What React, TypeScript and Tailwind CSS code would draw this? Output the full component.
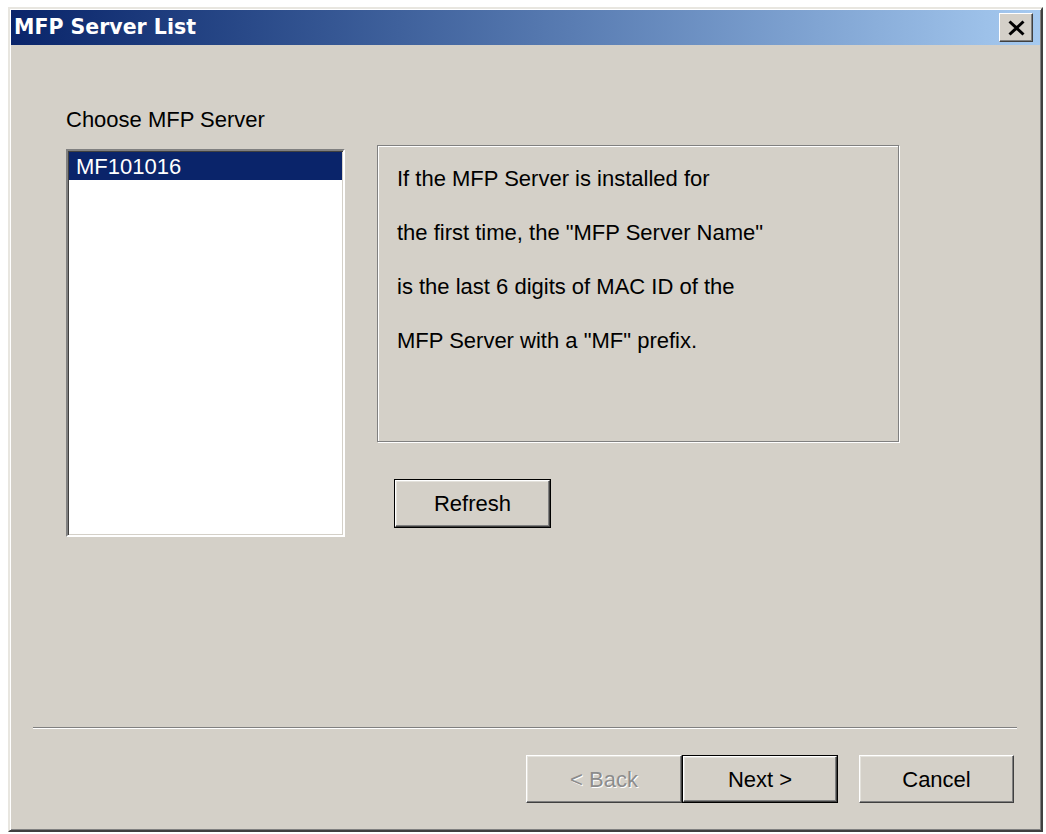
import clsx from "clsx";

const face = "font-['Liberation_Sans',Arial,sans-serif] text-[22px] text-black";

function WinButton({
  label,
  isDefault,
  disabled,
  className,
}: {
  label: string;
  isDefault?: boolean;
  disabled?: boolean;
  className?: string;
}) {
  return (
    <div className={clsx("flex bg-[#d4d0c8]", isDefault && "border border-black", className)}>
      <div
        className={clsx(
          "flex flex-1 items-center justify-center border border-t-white border-l-white border-r-[#404040] border-b-[#404040] shadow-[inset_-1px_-1px_0_#808080,inset_1px_1px_0_#e4e2dc]",
          disabled ? "text-[#8c8c8c] [text-shadow:1px_1px_0_#ffffff]" : "text-black",
        )}
      >
        {label}
      </div>
    </div>
  );
}

export default function App() {
  return (
    <div className="h-[834px] w-[1046px] overflow-hidden bg-white pl-[8px] pt-[7px]">
      {/* window frame */}
      <div className="flex h-[825px] w-[1035px] flex-col border-2 border-t-[#e8e6e0] border-l-[#e8e6e0] border-r-[#404040] border-b-[#404040] bg-[#d4d0c8] p-px shadow-[inset_1px_1px_0_#ffffff,inset_-1px_-1px_0_#808080]">
        {/* title bar */}
        <div className="flex h-[35px] shrink-0 items-center justify-between bg-gradient-to-r from-[#0a246a] to-[#a6caf0] pl-[3px] pr-[7px]">
          <span className="font-['DejaVu_Sans',Verdana,sans-serif] text-[20.5px] font-bold leading-none text-white">
            MFP Server List
          </span>
          <div className="flex h-[29px] w-[34px] items-center justify-center border border-t-white border-l-white border-r-[#404040] border-b-[#404040] bg-[#d4d0c8] shadow-[inset_-1px_-1px_0_#808080]">
            <svg width="19" height="16" viewBox="0 0 19 16">
              <path d="M2.5 1.5 L16.5 14.5 M16.5 1.5 L2.5 14.5" stroke="#000" strokeWidth="3" />
            </svg>
          </div>
        </div>

        {/* body */}
        <div className={clsx("flex flex-1 flex-col", face)}>
          <div className="pl-[55px] pt-[62px] leading-[26px]">Choose MFP Server</div>

          <div className="mt-[12px] flex pl-[55px]">
            {/* list box */}
            <div className="mt-[4px] h-[388px] w-[279px] border-2 border-t-[#808080] border-l-[#808080] border-r-white border-b-white bg-white shadow-[inset_1px_1px_0_#404040,inset_-1px_-1px_0_#d4d0c8]">
              <div className="mx-px mt-px h-[28px] bg-[#0a246a] pl-[7px] leading-[29px] text-white">MF101016</div>
            </div>

            <div className="ml-[32px] flex flex-col">
              {/* info panel */}
              <div className="h-[297px] w-[522px] border border-[#808080] pl-[19px] pt-[6px] leading-[54px] shadow-[inset_1px_1px_0_#ffffff,1px_1px_0_#ffffff]">
                <p>If the MFP Server is installed for</p>
                <p>the first time, the "MFP Server Name"</p>
                <p>is the last 6 digits of MAC ID of the</p>
                <p>MFP Server with a "MF" prefix.</p>
              </div>
              <WinButton label="Refresh" isDefault className="ml-[17px] mt-[37px] h-[49px] w-[157px]" />
            </div>
          </div>

          {/* separator */}
          <div className="ml-[22px] mt-[190px] h-[2px] w-[984px] border-t border-t-[#808080] border-b border-b-white" />

          <div className="mt-[26px] flex justify-end pr-[26px]">
            <WinButton label="< Back" disabled className="h-[48px] w-[156px]" />
            <WinButton label="Next >" isDefault className="h-[48px] w-[156px]" />
            <WinButton label="Cancel" className="ml-[21px] h-[48px] w-[155px]" />
          </div>
        </div>
      </div>
    </div>
  );
}
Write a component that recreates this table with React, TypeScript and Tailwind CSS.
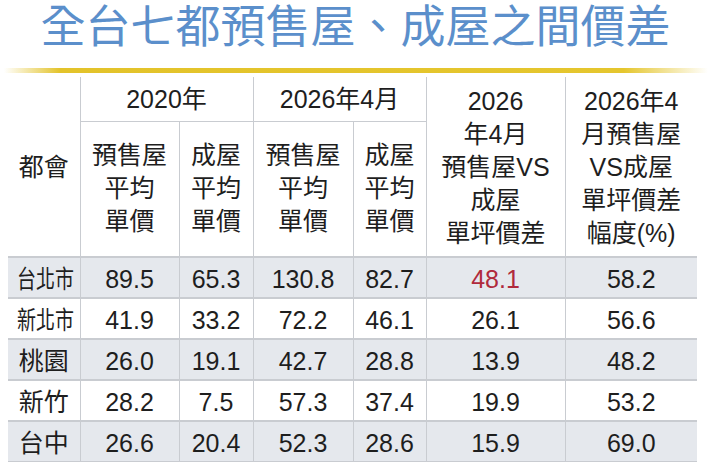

########

**WHAT THE TASK REQUIRES:**
Transcribe the listing above verbatim. Omit the pictures.

**TASK SOLUTION:**
What React, TypeScript and Tailwind CSS code would draw this? Output the full component.
import clsx from "clsx";

const face = "font-['Liberation_Sans',Arial,sans-serif] text-[22px] text-black";

function WinButton({
  label,
  isDefault,
  disabled,
  className,
}: {
  label: string;
  isDefault?: boolean;
  disabled?: boolean;
  className?: string;
}) {
  return (
    <div className={clsx("flex bg-[#d4d0c8]", isDefault && "border border-black", className)}>
      <div
        className={clsx(
          "flex flex-1 items-center justify-center border border-t-white border-l-white border-r-[#404040] border-b-[#404040] shadow-[inset_-1px_-1px_0_#808080,inset_1px_1px_0_#e4e2dc]",
          disabled ? "text-[#8c8c8c] [text-shadow:1px_1px_0_#ffffff]" : "text-black",
        )}
      >
        {label}
      </div>
    </div>
  );
}

export default function App() {
  return (
    <div className="h-[834px] w-[1046px] overflow-hidden bg-white pl-[8px] pt-[7px]">
      {/* window frame */}
      <div className="flex h-[825px] w-[1035px] flex-col border-2 border-t-[#e8e6e0] border-l-[#e8e6e0] border-r-[#404040] border-b-[#404040] bg-[#d4d0c8] p-px shadow-[inset_1px_1px_0_#ffffff,inset_-1px_-1px_0_#808080]">
        {/* title bar */}
        <div className="flex h-[35px] shrink-0 items-center justify-between bg-gradient-to-r from-[#0a246a] to-[#a6caf0] pl-[3px] pr-[7px]">
          <span className="font-['DejaVu_Sans',Verdana,sans-serif] text-[20.5px] font-bold leading-none text-white">
            MFP Server List
          </span>
          <div className="flex h-[29px] w-[34px] items-center justify-center border border-t-white border-l-white border-r-[#404040] border-b-[#404040] bg-[#d4d0c8] shadow-[inset_-1px_-1px_0_#808080]">
            <svg width="19" height="16" viewBox="0 0 19 16">
              <path d="M2.5 1.5 L16.5 14.5 M16.5 1.5 L2.5 14.5" stroke="#000" strokeWidth="3" />
            </svg>
          </div>
        </div>

        {/* body */}
        <div className={clsx("flex flex-1 flex-col", face)}>
          <div className="pl-[55px] pt-[62px] leading-[26px]">Choose MFP Server</div>

          <div className="mt-[12px] flex pl-[55px]">
            {/* list box */}
            <div className="mt-[4px] h-[388px] w-[279px] border-2 border-t-[#808080] border-l-[#808080] border-r-white border-b-white bg-white shadow-[inset_1px_1px_0_#404040,inset_-1px_-1px_0_#d4d0c8]">
              <div className="mx-px mt-px h-[28px] bg-[#0a246a] pl-[7px] leading-[29px] text-white">MF101016</div>
            </div>

            <div className="ml-[32px] flex flex-col">
              {/* info panel */}
              <div className="h-[297px] w-[522px] border border-[#808080] pl-[19px] pt-[6px] leading-[54px] shadow-[inset_1px_1px_0_#ffffff,1px_1px_0_#ffffff]">
                <p>If the MFP Server is installed for</p>
                <p>the first time, the "MFP Server Name"</p>
                <p>is the last 6 digits of MAC ID of the</p>
                <p>MFP Server with a "MF" prefix.</p>
              </div>
              <WinButton label="Refresh" isDefault className="ml-[17px] mt-[37px] h-[49px] w-[157px]" />
            </div>
          </div>

          {/* separator */}
          <div className="ml-[22px] mt-[190px] h-[2px] w-[984px] border-t border-t-[#808080] border-b border-b-white" />

          <div className="mt-[26px] flex justify-end pr-[26px]">
            <WinButton label="< Back" disabled className="h-[48px] w-[156px]" />
            <WinButton label="Next >" isDefault className="h-[48px] w-[156px]" />
            <WinButton label="Cancel" className="ml-[21px] h-[48px] w-[155px]" />
          </div>
        </div>
      </div>
    </div>
  );
}
Write a component that recreates this table with React, TypeScript and Tailwind CSS.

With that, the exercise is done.